A tortura não é um acidente histórico: foi um modelo político de governo usado para eliminar pessoas. O poder desumano não é um acidente político: é um processo de aniquilação para empobrecer certas classes sociais. A corrupção não é acidente: é escolha, é decisão, é meta para engrandecer quem apenas nos interessa. Portanto, no belo roteiro de Panahi, aquele acidente não é apenas um acidente, mas é uma porta que se abre diante de nós para nos ajudar a refletir sobre nossas ações, por mais triviais que consideramos que ela seja. Só entente a opressão, a perseguição política e a violência quem passou por ela.
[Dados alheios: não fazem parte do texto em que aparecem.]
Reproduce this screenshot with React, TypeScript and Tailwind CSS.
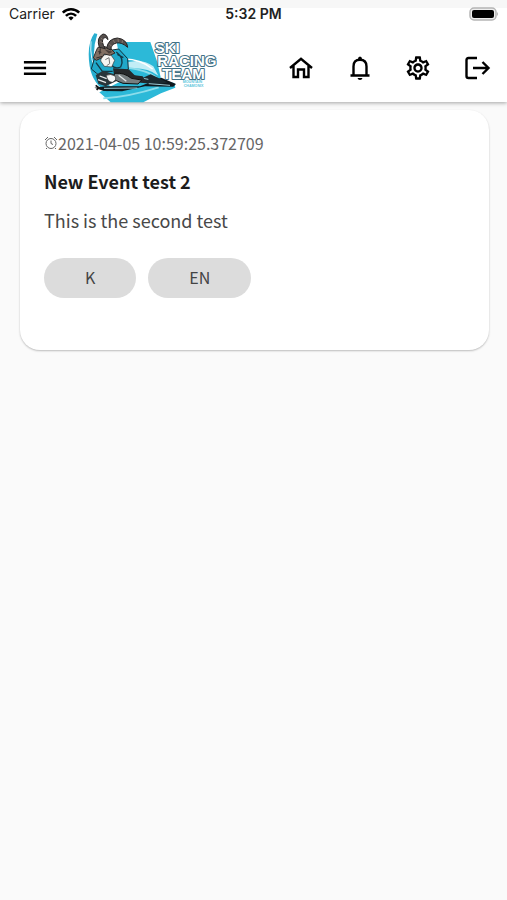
import { useState } from 'react';
import type { ReactNode } from 'react';

const ICONS = {
  menu: 'M2.5 18.1h19v-2.2h-19zm0-5h19v-2.2h-19zm0-7.2v2.2h19V5.9z',
  gear: 'M19.43 12.98c.04-.32.07-.64.07-.98s-.03-.66-.07-.98l2.11-1.65c.19-.15.24-.42.12-.64l-2-3.46c-.12-.22-.39-.3-.61-.22l-2.49 1c-.52-.4-1.08-.73-1.69-.98l-.38-2.65C14.46 2.18 14.25 2 14 2h-4c-.25 0-.46.18-.49.42l-.38 2.65c-.61.25-1.17.59-1.69.98l-2.49-1c-.23-.09-.49 0-.61.22l-2 3.46c-.13.22-.07.49.12.64l2.11 1.65c-.04.32-.07.65-.07.98s.03.66.07.98l-2.11 1.65c-.19.15-.24.42-.12.64l2 3.46c.12.22.39.3.61.22l2.49-1c.52.4 1.08.73 1.69.98l.38 2.65c.03.24.24.42.49.42h4c.25 0 .46-.18.49-.42l.38-2.65c.61-.25 1.17-.59 1.69-.98l2.49 1c.23.09.49 0 .61-.22l2-3.46c.12-.22.07-.49-.12-.64l-2.11-1.65zm-1.98-1.71c.04.31.05.52.05.73s-.02.43-.05.73l-.14 1.13.89.7 1.08.84-.7 1.21-1.27-.51-1.04-.42-.9.68c-.43.32-.84.56-1.25.73l-1.06.43-.16 1.13-.2 1.35h-1.4l-.19-1.35-.16-1.13-1.06-.43c-.43-.18-.83-.41-1.23-.71l-.91-.7-1.06.43-1.27.51-.7-1.21 1.08-.84.89-.7-.14-1.13c-.03-.31-.05-.54-.05-.74s.02-.43.05-.73l.14-1.13-.89-.7-1.08-.84.7-1.21 1.27.51 1.04.42.9-.68c.43-.32.84-.56 1.25-.73l1.06-.43.16-1.13.2-1.35h1.39l.19 1.35.16 1.13 1.06.43c.43.18.83.41 1.23.71l.91.7 1.06-.43 1.27-.51.7 1.21-1.07.85-.89.7.14 1.13zM12 8c-2.21 0-4 1.79-4 4s1.79 4 4 4 4-1.79 4-4-1.79-4-4-4zm0 6c-1.1 0-2-.9-2-2s.9-2 2-2 2 .9 2 2-.9 2-2 2z',
};

function IconButton({ label, children }: { label: string; children: ReactNode }) {
  return (
    <button type="button" aria-label={label} className="flex size-7 items-center justify-center text-black">
      {children}
    </button>
  );
}

function Glyph({ d }: { d: string }) {
  return (
    <svg viewBox="0 0 24 24" fill="currentColor" className="size-7 shrink-0">
      <path d={d} />
    </svg>
  );
}

function LineIcon({ children }: { children: ReactNode }) {
  return (
    <svg viewBox="0 0 28 28" className="size-7 shrink-0" fill="none" stroke="currentColor" strokeWidth="2.4">
      {children}
    </svg>
  );
}

function StatusBar() {
  return (
    <div className="grid h-7 grid-cols-3 items-center border-t-8 border-[#f7f7f7] px-2 text-sm leading-3 text-[#222]">
      <div className="-mt-2 flex items-center gap-1.5 pl-px">
        <span>Carrier</span>
        <svg viewBox="0 0 20 14" className="h-3.5 w-5 text-black" fill="none" stroke="currentColor" strokeWidth="2.6">
          <path d="M1.8 5.6C6.5 1.1 13.5 1.1 18.2 5.6" />
          <path d="M4.9 8.9C7.9 6 12.1 6 15.1 8.9" />
          <path d="M7.4 10.7Q10 8.4 12.6 10.7L10 13.5Z" fill="currentColor" stroke="none" />
        </svg>
      </div>
      <span className="-mt-2 text-center font-semibold">5:32 PM</span>
      <svg viewBox="0 0 30 14" className="-mt-2 h-3.5 w-[30px] justify-self-end">
        <rect x="1" y="1" width="26" height="12" rx="4" fill="#eee" stroke="#b5b5b5" strokeWidth="1.5" />
        <rect x="3" y="3" width="22" height="8" rx="2" fill="#000" />
        <path d="M28 5q2 2 0 4z" fill="#b5b5b5" />
      </svg>
    </div>
  );
}

function Logo() {
  return (
    <svg viewBox="24 24 390 210" className="h-[70px] w-[130px]" role="img" aria-label="Ski Racing Team">
      {/* blue backdrop and ski track */}
      <path d="M110 51H211L232 112L244 166L283 174L286 188L243 205L190 232H92L58 202L130 165Z" fill="#2cb9d8" />
      <path d="M43 25Q19 58 29 124Q38 177 82 203L98 190Q55 159 43 109Q38 68 52 27Z" fill="#28afd0" />
      <path d="M33 49Q28 102 52 150" fill="none" stroke="#dff5fa" strokeWidth="3" />
      <path d="M128 116Q182 96 220 124L235 152Q195 122 128 133Z" fill="#c2edf6" />
      <path d="M131 102Q179 101 218 132" fill="none" stroke="#fff" strokeWidth="4" />
      <path d="M142 128Q205 137 229 157M70 220Q148 215 236 187" fill="none" stroke="#8cddeb" strokeWidth="5" />

      {/* skis */}
      <path d="M43 188L77 184L180 184L244 158L288 177L280 185L195 184L126 199L71 198Z" fill="#10191e" />
      <path d="M150 146L186 160L212 148L262 172L228 181L190 172Z" fill="#1b2a30" />
      <path d="M72 190L172 189M206 176L270 181M141 151L205 163" stroke="#9ccbd5" strokeWidth="3" />
      <path d="M47 181L56 188L50 195" fill="none" stroke="#111" strokeWidth="5" />

      {/* racer */}
      <path d="M78 78L116 72L143 101L145 132L123 153L67 159L34 132L44 98Z" fill="#20a8c9" stroke="#122f39" strokeWidth="3" />
      <path d="M109 81Q135 101 122 126Q105 133 94 120M48 113L67 139L98 139M112 88L130 98" fill="none" stroke="#123846" strokeWidth="4" />
      <path d="M99 130L146 133L164 151L188 154L200 175L163 172L137 153L104 165Z" fill="#26282a" />
      <path d="M104 145Q132 142 154 160L185 165L174 177L129 175L99 163Z" fill="#777e80" stroke="#111" strokeWidth="3" />
      <path d="M65 91L91 87L104 106L95 126L73 124L62 108Z" fill="#f5f5f2" stroke="#333" strokeWidth="2" />
      <path d="M76 104L87 98L89 116L80 122" fill="none" stroke="#777" strokeWidth="3" />
      <path d="M47 150L69 137L103 148L108 169L77 184L55 176Z" fill="#28353a" />
      <path d="M79 151Q92 145 105 153Q112 165 97 172Q82 171 79 151Z" fill="#f5f5f5" stroke="#333" strokeWidth="2" />
      <path d="M54 164L78 173M59 153L80 161M116 151L139 169" stroke="#e4e7e8" strokeWidth="4" />

      {/* goat head and horns */}
      <path d="M53 68L67 63L91 70L105 84L90 91L73 87L66 98L49 106L40 99L47 81Z" fill="#816f62" stroke="#302b29" strokeWidth="3" />
      <path d="M73 73L98 80L87 86Z" fill="#4b403b" />
      <path d="M49 99L67 94M55 80L64 82M61 70L59 88" stroke="#302b29" strokeWidth="3" />
      <path d="M58 67Q48 38 69 27Q82 28 84 44Q78 34 70 39Q62 50 76 71Z" fill="#57504d" stroke="#252323" strokeWidth="3" />
      <path d="M80 70Q84 41 112 39Q141 43 143 67Q125 51 109 54Q92 58 93 75Z" fill="#57504d" stroke="#252323" strokeWidth="3" />
      <path d="M61 50L71 54M63 40L72 45M88 58L96 64M99 45L105 54M114 41L115 51M128 46L126 54" stroke="#9b8b80" strokeWidth="2" />

      <g
        fill="#fff"
        stroke="#3f7186"
        strokeWidth="6"
        paintOrder="stroke"
        strokeLinejoin="round"
        fontFamily="Liberation Sans, Arial, sans-serif"
        fontWeight="700"
        fontSize="45"
      >
        <text x="224" y="85">SKI</text>
        <text x="232" y="123">RACING</text>
        <text x="247" y="161">TEAM</text>
      </g>
      <g fill="#62c6dc" fontFamily="Liberation Sans, Arial, sans-serif" fontWeight="700" fontSize="11">
        <text x="308" y="174">MOUNTAIN</text>
        <text x="311" y="186">CHAMONIX</text>
      </g>
    </svg>
  );
}

function Header() {
  return (
    <header className="relative bg-white shadow-[0_1px_4px_rgba(0,0,0,0.35)]">
      <StatusBar />
      <div className="flex h-[74px] items-center pt-1.5 pr-4 pl-[21px]">
        <IconButton label="Menu">
          <Glyph d={ICONS.menu} />
        </IconButton>
        <a href="#" className="ml-[39px]">
          <Logo />
        </a>
        <nav className="ml-auto flex items-center gap-[31px]">
          <IconButton label="Home">
            <LineIcon>
              <path d="M4 14L15 4.8L26 14M7.5 12v11h4.5v-7.5h6V23h4.5V12" />
            </LineIcon>
          </IconButton>
          <IconButton label="Notifications">
            <LineIcon>
              <path d="M5.5 21.5h19M8.5 21.5V12.5q0-6.7 6.5-6.7t6.5 6.7V21.5" />
              <path d="M13 5q0-2.5 2-2.5t2 2.5zM12.5 24h5q-.5 2-2.5 2t-2.5-2z" fill="currentColor" stroke="none" />
            </LineIcon>
          </IconButton>
          <IconButton label="Settings">
            <Glyph d={ICONS.gear} />
          </IconButton>
          <IconButton label="Log out">
            <LineIcon>
              <path d="M14 4H5.5q-2 0-2 2v16q0 2 2 2H14M10 14h15M19.5 8l6 6-6 6" />
            </LineIcon>
          </IconButton>
        </nav>
      </div>
    </header>
  );
}

function LanguageButton({ label }: { label: string }) {
  const [pressed, setPressed] = useState(false);

  return (
    <button
      type="button"
      aria-pressed={pressed}
      onClick={() => setPressed(!pressed)}
      className="h-10 rounded-full bg-[#dcdcdc] px-[41px] pb-0.5 text-base text-[#444]"
    >
      {label}
    </button>
  );
}

function EventCard() {
  return (
    <article className="rounded-[20px] bg-white px-6 pt-[23px] pb-[52px] shadow-[0_1px_2px_rgba(0,0,0,0.25)]">
      <div className="flex h-5 items-center text-[#666]">
        <svg viewBox="0 0 14 14" className="size-3.5" fill="none" stroke="currentColor" strokeWidth="1">
          <circle cx="7" cy="7.5" r="5" />
          <path d="M7 4.5v3l2 1M1 4l3-3M10 1l3 3M3 12l-1 1M11 12l1 1" />
        </svg>
        <time className="text-base leading-5">2021-04-05 10:59:25.372709</time>
      </div>
      <h2 className="mt-4 text-lg leading-6 font-bold text-[#1c1c1c]">New Event test 2</h2>
      <p className="mt-[15px] text-lg leading-6 text-[#484848]">This is the second test</p>
      <div className="mt-[26px] flex gap-3">
        <LanguageButton label="K" />
        <LanguageButton label="EN" />
      </div>
    </article>
  );
}

export default function App() {
  return (
    <div className="min-h-screen bg-[#fafafa] font-['Inter',sans-serif]">
      <Header />
      <main className="pt-2 pr-[18px] pl-5 font-['Noto_Sans_CJK_KR','Noto_Sans',sans-serif]">
        <EventCard />
      </main>
    </div>
  );
}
E, nesta obra, temos diante de nós alguém que sobreviveu a tudo isso e conseguiu, da forma mais fidedigna possível, transmitir nas telas da Sétima Arte.
O cinema de Panahi consegue se vestir de certa humanidade, mesmo quando ele toca no desumano, mesmo que a história seja cruel e desumana. O que ele faz de melhor é dar voz e lugar a quem, de fato, experimentou as dores da vida e as superou da única forma que era possível superar. Seguir em frente é um adágio muito simples de dizer, mas não é tão objetivo e simples para tornar real. A cada nascer do sol, estas pessoas precisam reafirmar o propósito de suas vidas e aproveitar a luz do dia para fazer o bem aos outros, mesmo que esse bem não foi feito a eles quando mais precisavam. Foi Apenas Um Acidente acumula 04 indicações ao Globo de Ouro 2026: Melhor Filme de Drama; Melhor Direção; Melhor Filme Internacional e Melhor Roteiro.